___ LISTED ENTRIES ___
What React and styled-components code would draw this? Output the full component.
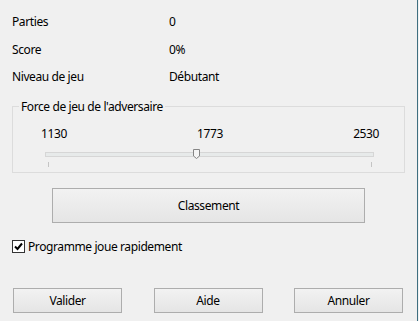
import React from 'react'
import styled, { createGlobalStyle } from 'styled-components'

const GlobalStyle = createGlobalStyle`
  html, body {
    margin: 0;
    padding: 0;
    background: #f0f0f0;
  }
  body {
    font-family: "Noto Sans", "Segoe UI", sans-serif;
    font-size: 12px;
    letter-spacing: -0.4px;
    color: #000;
  }
`

const Dialog = styled.div`
  width: 418px;
  height: 321px;
  box-sizing: border-box;
  background: #f0f0f0;
  border-right: 1px solid #3f6f80;
  padding: 8px 0 0 12px;
  display: flex;
  flex-direction: column;
`

const InfoGrid = styled.div`
  display: grid;
  grid-template-columns: 157px auto;
  grid-auto-rows: 27.5px;
  line-height: 28px;
`

const Cell = styled.div`
  white-space: nowrap;
`

const GroupBox = styled.fieldset`
  margin: 8px 0 0 0;
  padding: 0;
  width: 393px;
  height: 74px;
  box-sizing: border-box;
  border: 1px solid #dcdcdc;
  min-width: 0;
`

const GroupTitle = styled.legend`
  margin-left: 6px;
  padding: 0 2px;
  line-height: 15px;
`

const SliderLabels = styled.div`
  display: flex;
  justify-content: space-between;
  margin-top: 12px;
  padding: 0 25px 0 28px;
  line-height: 15px;
`

const SliderArea = styled.div`
  position: relative;
  margin: 11px 0 0 32px;
  width: 329px;
`

const Track = styled.div`
  height: 5px;
  box-sizing: border-box;
  border: 1px solid #d6d6d6;
  background: #e7eaea;
`

const Thumb = styled.svg`
  position: absolute;
  top: -3px;
  margin-left: -3px;
`

const Ticks = styled.div`
  display: flex;
  justify-content: space-between;
  padding: 0 2px 0 3px;
  margin-top: 5px;
`

const Tick = styled.span`
  display: block;
  width: 1px;
  height: 5px;
  background: #c4c4c4;
`

const Button = styled.button`
  font-family: inherit;
  font-size: 12px;
  letter-spacing: inherit;
  color: #000;
  width: ${p => p.$width}px;
  height: ${p => p.$height}px;
  border: 1px solid #adadad;
  background: linear-gradient(#f2f2f2, #e5e5e5);
  padding: 0;
  margin: 0;
`

const WideButton = styled(Button)`
  margin: 15px 0 0 40px;
`

const CheckRow = styled.label`
  display: flex;
  align-items: center;
  gap: 3px;
  margin-top: 16px;
  line-height: 15px;
`

const Box = styled.span`
  width: 13px;
  height: 13px;
  box-sizing: border-box;
  border: 1px solid #333;
  background: #fff;
  display: flex;
  align-items: center;
  justify-content: center;
`

const Footer = styled.div`
  display: flex;
  justify-content: space-between;
  margin: 34px 0 0 1px;
  width: 390px;
`

const MIN = 1130
const MAX = 2530
const VALUE = 1773

export default function App () {
  const pct = (VALUE - MIN) / (MAX - MIN)
  return (
    <Dialog>
      <GlobalStyle />
      <InfoGrid>
        <Cell>Parties</Cell><Cell>0</Cell>
        <Cell>Score</Cell><Cell>0%</Cell>
        <Cell>Niveau de jeu</Cell><Cell>Débutant</Cell>
      </InfoGrid>
      <GroupBox>
        <GroupTitle>Force de jeu de l'adversaire</GroupTitle>
        <SliderLabels>
          <span>{MIN}</span>
          <span>{VALUE}</span>
          <span>{MAX}</span>
        </SliderLabels>
        <SliderArea>
          <Track />
          <Thumb style={{ left: `${Math.round(pct * 327) + 1}px` }} width='7' height='10' viewBox='0 0 7 10'>
            <path d='M0.5 0.5 H6.5 V7 L3.5 9.5 L0.5 7 Z' fill='#f4f4f4' stroke='#858585' strokeWidth='1' />
          </Thumb>
          <Ticks>
            <Tick />
            <Tick />
          </Ticks>
        </SliderArea>
      </GroupBox>
      <WideButton $width={313} $height={35}>Classement</WideButton>
      <CheckRow>
        <Box>
          <svg width='9' height='9' viewBox='0 0 9 9'>
            <path d='M1 4.5 L3.5 7 L8 1.5' fill='none' stroke='#000' strokeWidth='2' />
          </svg>
        </Box>
        Programme joue rapidement
      </CheckRow>
      <Footer>
        <Button $width={109} $height={25}>Valider</Button>
        <Button $width={109} $height={25}>Aide</Button>
        <Button $width={109} $height={25}>Annuler</Button>
      </Footer>
    </Dialog>
  )
}
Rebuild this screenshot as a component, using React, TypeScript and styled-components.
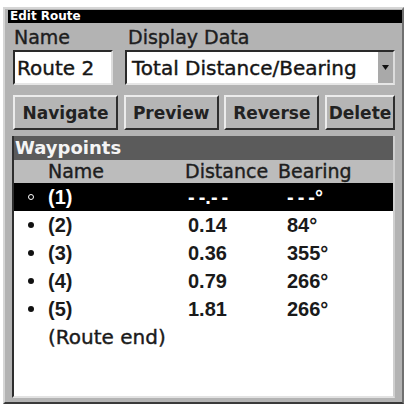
___
*STATED GOAL*. All of the entries above should be copied exactly, except for the pictures.

*RESPONSE*.
What React and styled-components code would draw this? Output the full component.
import React from 'react'
import styled, { createGlobalStyle } from 'styled-components'

const GlobalStyle = createGlobalStyle`
  html, body {
    margin: 0;
    padding: 0;
    background: #f0f0f0;
  }
  body {
    font-family: "Noto Sans", "Segoe UI", sans-serif;
    font-size: 12px;
    letter-spacing: -0.4px;
    color: #000;
  }
`

const Dialog = styled.div`
  width: 418px;
  height: 321px;
  box-sizing: border-box;
  background: #f0f0f0;
  border-right: 1px solid #3f6f80;
  padding: 8px 0 0 12px;
  display: flex;
  flex-direction: column;
`

const InfoGrid = styled.div`
  display: grid;
  grid-template-columns: 157px auto;
  grid-auto-rows: 27.5px;
  line-height: 28px;
`

const Cell = styled.div`
  white-space: nowrap;
`

const GroupBox = styled.fieldset`
  margin: 8px 0 0 0;
  padding: 0;
  width: 393px;
  height: 74px;
  box-sizing: border-box;
  border: 1px solid #dcdcdc;
  min-width: 0;
`

const GroupTitle = styled.legend`
  margin-left: 6px;
  padding: 0 2px;
  line-height: 15px;
`

const SliderLabels = styled.div`
  display: flex;
  justify-content: space-between;
  margin-top: 12px;
  padding: 0 25px 0 28px;
  line-height: 15px;
`

const SliderArea = styled.div`
  position: relative;
  margin: 11px 0 0 32px;
  width: 329px;
`

const Track = styled.div`
  height: 5px;
  box-sizing: border-box;
  border: 1px solid #d6d6d6;
  background: #e7eaea;
`

const Thumb = styled.svg`
  position: absolute;
  top: -3px;
  margin-left: -3px;
`

const Ticks = styled.div`
  display: flex;
  justify-content: space-between;
  padding: 0 2px 0 3px;
  margin-top: 5px;
`

const Tick = styled.span`
  display: block;
  width: 1px;
  height: 5px;
  background: #c4c4c4;
`

const Button = styled.button`
  font-family: inherit;
  font-size: 12px;
  letter-spacing: inherit;
  color: #000;
  width: ${p => p.$width}px;
  height: ${p => p.$height}px;
  border: 1px solid #adadad;
  background: linear-gradient(#f2f2f2, #e5e5e5);
  padding: 0;
  margin: 0;
`

const WideButton = styled(Button)`
  margin: 15px 0 0 40px;
`

const CheckRow = styled.label`
  display: flex;
  align-items: center;
  gap: 3px;
  margin-top: 16px;
  line-height: 15px;
`

const Box = styled.span`
  width: 13px;
  height: 13px;
  box-sizing: border-box;
  border: 1px solid #333;
  background: #fff;
  display: flex;
  align-items: center;
  justify-content: center;
`

const Footer = styled.div`
  display: flex;
  justify-content: space-between;
  margin: 34px 0 0 1px;
  width: 390px;
`

const MIN = 1130
const MAX = 2530
const VALUE = 1773

export default function App () {
  const pct = (VALUE - MIN) / (MAX - MIN)
  return (
    <Dialog>
      <GlobalStyle />
      <InfoGrid>
        <Cell>Parties</Cell><Cell>0</Cell>
        <Cell>Score</Cell><Cell>0%</Cell>
        <Cell>Niveau de jeu</Cell><Cell>Débutant</Cell>
      </InfoGrid>
      <GroupBox>
        <GroupTitle>Force de jeu de l'adversaire</GroupTitle>
        <SliderLabels>
          <span>{MIN}</span>
          <span>{VALUE}</span>
          <span>{MAX}</span>
        </SliderLabels>
        <SliderArea>
          <Track />
          <Thumb style={{ left: `${Math.round(pct * 327) + 1}px` }} width='7' height='10' viewBox='0 0 7 10'>
            <path d='M0.5 0.5 H6.5 V7 L3.5 9.5 L0.5 7 Z' fill='#f4f4f4' stroke='#858585' strokeWidth='1' />
          </Thumb>
          <Ticks>
            <Tick />
            <Tick />
          </Ticks>
        </SliderArea>
      </GroupBox>
      <WideButton $width={313} $height={35}>Classement</WideButton>
      <CheckRow>
        <Box>
          <svg width='9' height='9' viewBox='0 0 9 9'>
            <path d='M1 4.5 L3.5 7 L8 1.5' fill='none' stroke='#000' strokeWidth='2' />
          </svg>
        </Box>
        Programme joue rapidement
      </CheckRow>
      <Footer>
        <Button $width={109} $height={25}>Valider</Button>
        <Button $width={109} $height={25}>Aide</Button>
        <Button $width={109} $height={25}>Annuler</Button>
      </Footer>
    </Dialog>
  )
}
Rebuild this screenshot as a component, using React, TypeScript and styled-components.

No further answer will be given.